Single by Gym Class Heroes

from the album As Cruel as School Children
- Released: 2006
- Recorded: 2006
- Genre: Alternative hip hop, alternative rock
- Length: 4:00
- Label: Decaydance, Fueled by Ramen
- Songwriters: Samuel Hollander; David Katz; Disashi Lumumba-Kasongo; Travis McCoy; Matthew McGinley;
- Producer: S*A*M & Sluggo

Gym Class Heroes singles chronology
| "The Queen and I" (2006) | "New Friend Request" (2006) | "Cupid's Chokehold" (2007) |

Music video
- "New Friend Request" on YouTube

= New Friend Request =

"New Friend Request" is a song by American rap rock band Gym Class Heroes, released as the second single from their third studio album, As Cruel as School Children (2006). The single was released on 23 October in the UK and was the band's second consecutive single to be a non-chart qualifier as both physical formats contained a sticker, which is against UK chart rules regarding promotional pack-ins.

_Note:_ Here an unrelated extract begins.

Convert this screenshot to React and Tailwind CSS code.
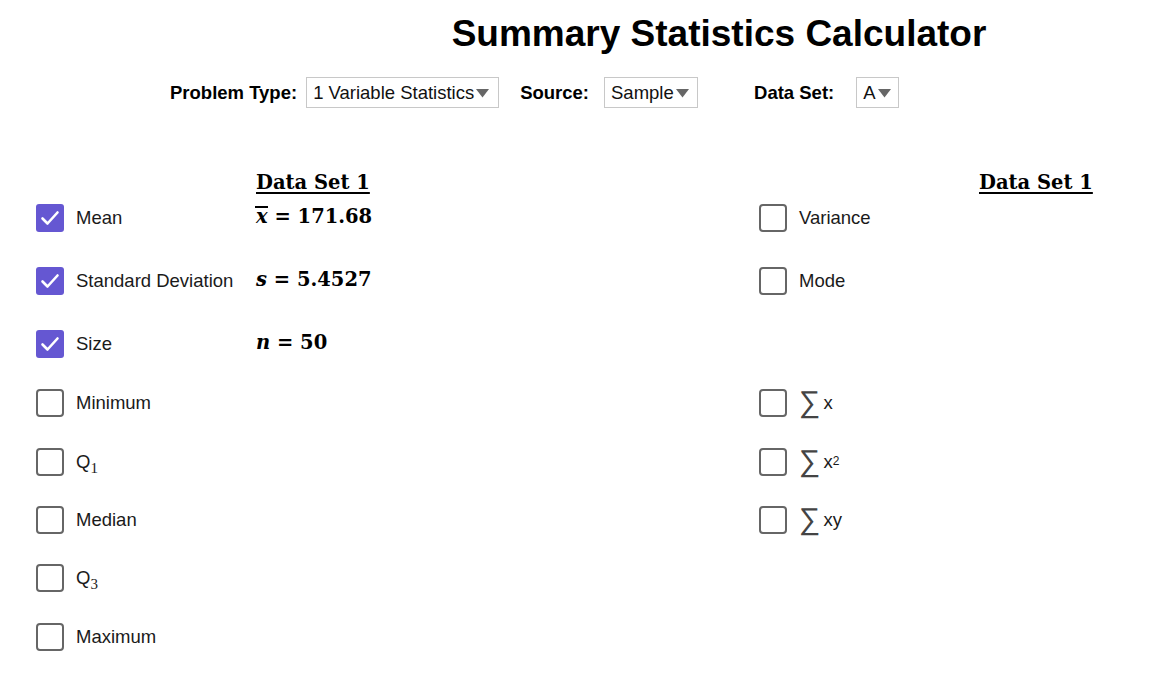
import React from "react";

const sans = { fontFamily: '"Liberation Sans", Arial, sans-serif' };
const serif = { fontFamily: '"DejaVu Serif", "Liberation Serif", serif' };

const Box = ({ checked }) =>
  checked ? (
    <div className="w-[28px] h-[28px] rounded-[3px] bg-[#6557d2] flex items-center justify-center shrink-0">
      <svg width="28" height="28" viewBox="0 0 28 28">
        <path d="M6.5 14.5 L11.5 19.5 L21.5 8.5" fill="none" stroke="white" strokeWidth="2.6" strokeLinecap="round" strokeLinejoin="round" />
      </svg>
    </div>
  ) : (
    <div className="w-[28px] h-[28px] rounded-[4px] border-2 border-[#666666] bg-white shrink-0" />
  );

const Sel = ({ label, w }) => (
  <div className={`h-[31px] border border-[#c8c8c8] bg-white flex items-center pl-[6px] pr-[4px] text-[18.5px] text-[#111] ${w}`}>
    <span>{label}</span>
    <svg width="15" height="10" viewBox="0 0 15 10" className="ml-[1px]">
      <path d="M1 1 L14 1 L7.5 9.5 Z" fill="#666" />
    </svg>
  </div>
);

const Sum = ({ children }) => (
  <span className="flex items-center">
    <span className="text-[30px] leading-none text-[#444] mr-[3px] -mt-[3px]" style={{ fontFamily: '"DejaVu Sans", sans-serif', fontWeight: 200 }}>∑</span>
    <span>{children}</span>
  </span>
);

const Sub = ({ q, n }) => (
  <span>
    {q}
    <span className="text-[15px] relative top-[5px]" style={{ fontFamily: '"Liberation Serif", serif' }}>{n}</span>
  </span>
);

const left = [
  { label: "Mean", checked: true, value: (<span><span className="italic relative"><span className="absolute -left-[1px] right-0 top-[1px] h-[1.5px] bg-black" />x</span> = 171.68</span>), mt: "mt-[7px]" },
  { label: "Standard Deviation", checked: true, value: (<span><span className="italic">s</span> = 5.4527</span>), mt: "mt-[35px]" },
  { label: "Size", checked: true, value: (<span><span className="italic">n</span> = 50</span>), mt: "mt-[35px]" },
  { label: "Minimum", mt: "mt-[31px]" },
  { label: <Sub q="Q" n="1" />, mt: "mt-[31px]" },
  { label: "Median", mt: "mt-[30px]" },
  { label: <Sub q="Q" n="3" />, mt: "mt-[30px]" },
  { label: "Maximum", mt: "mt-[31px]" },
];

const right = {
  0: "Variance",
  1: "Mode",
  3: <Sum>x</Sum>,
  4: <Sum>x<sup className="text-[12px] relative -top-[3px]">2</sup></Sum>,
  5: <Sum>xy</Sum>,
};

export default function App() {
  return (
    <div className="w-[1168px] h-[673px] bg-white overflow-hidden text-[#1a1a1a]" style={sans}>
      <h1 className="text-[37px] font-bold text-black text-center pt-[12px] leading-[44px] pl-[270px]">
        Summary Statistics Calculator
      </h1>

      <div className="flex items-center mt-[21px] pl-[170px] text-[18.5px]">
        <span className="font-bold text-black">Problem Type:</span>
        <div className="ml-[9px]"><Sel label="1 Variable Statistics" w="w-[193px]" /></div>
        <span className="font-bold text-black ml-[21px]">Source:</span>
        <div className="ml-[15px]"><Sel label="Sample" w="w-[94px]" /></div>
        <span className="font-bold text-black ml-[56px]">Data Set:</span>
        <div className="ml-[22px]"><Sel label="A" w="w-[43px]" /></div>
      </div>

      <div className="flex mt-[65px] h-[24px] items-end text-[19.5px] font-bold text-black" style={serif}>
        <div className="ml-[256px] w-[723px]">
          <span className="underline underline-offset-[3px] decoration-[1.5px]">Data Set 1</span>
        </div>
        <span className="underline underline-offset-[3px] decoration-[1.5px]">Data Set 1</span>
      </div>

      <div className="flex flex-col">
        {left.map((row, i) => (
          <div key={i} className={`flex items-center h-[28px] ${row.mt}`}>
            <div className="w-[220px] ml-[36px] flex items-center">
              <Box checked={row.checked} />
              <span className="ml-[12px] text-[18.5px]">{row.label}</span>
            </div>
            <div className="w-[503px] text-[19.5px] font-bold text-black -mt-[2px]" style={serif}>
              {row.value}
            </div>
            {right[i] && (
              <div className="flex items-center">
                <Box />
                <span className="ml-[12px] text-[18.5px]">{right[i]}</span>
              </div>
            )}
          </div>
        ))}
      </div>
    </div>
  );
}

A remix, produced by Hi-Tek, is featured on the soundtrack album Snakes on a Plane: The Album.

==Music video==
The music video for "New Friend Request" is a MySpace-themed video. It has people that are depicted as "friends" on MySpace, and Travis McCoy has to add friends on his MySpace page. He has trouble finding friends, because most of them have flaws and he is trying to find the perfect ones. At the end, Travis ends up finding friends and something better—a girlfriend.

==Formats and track listings==
- CD
1. "New Friend Request"
2. "Make Out Club" (live in Pittsburgh)

- CD (Remix)
3. "New Friend Request" (radio version remix) featuring Papoose
4. "New Friend Request" (instrumental)

- 7" vinyl
5. "New Friend Request"
6. "Artwork Etching"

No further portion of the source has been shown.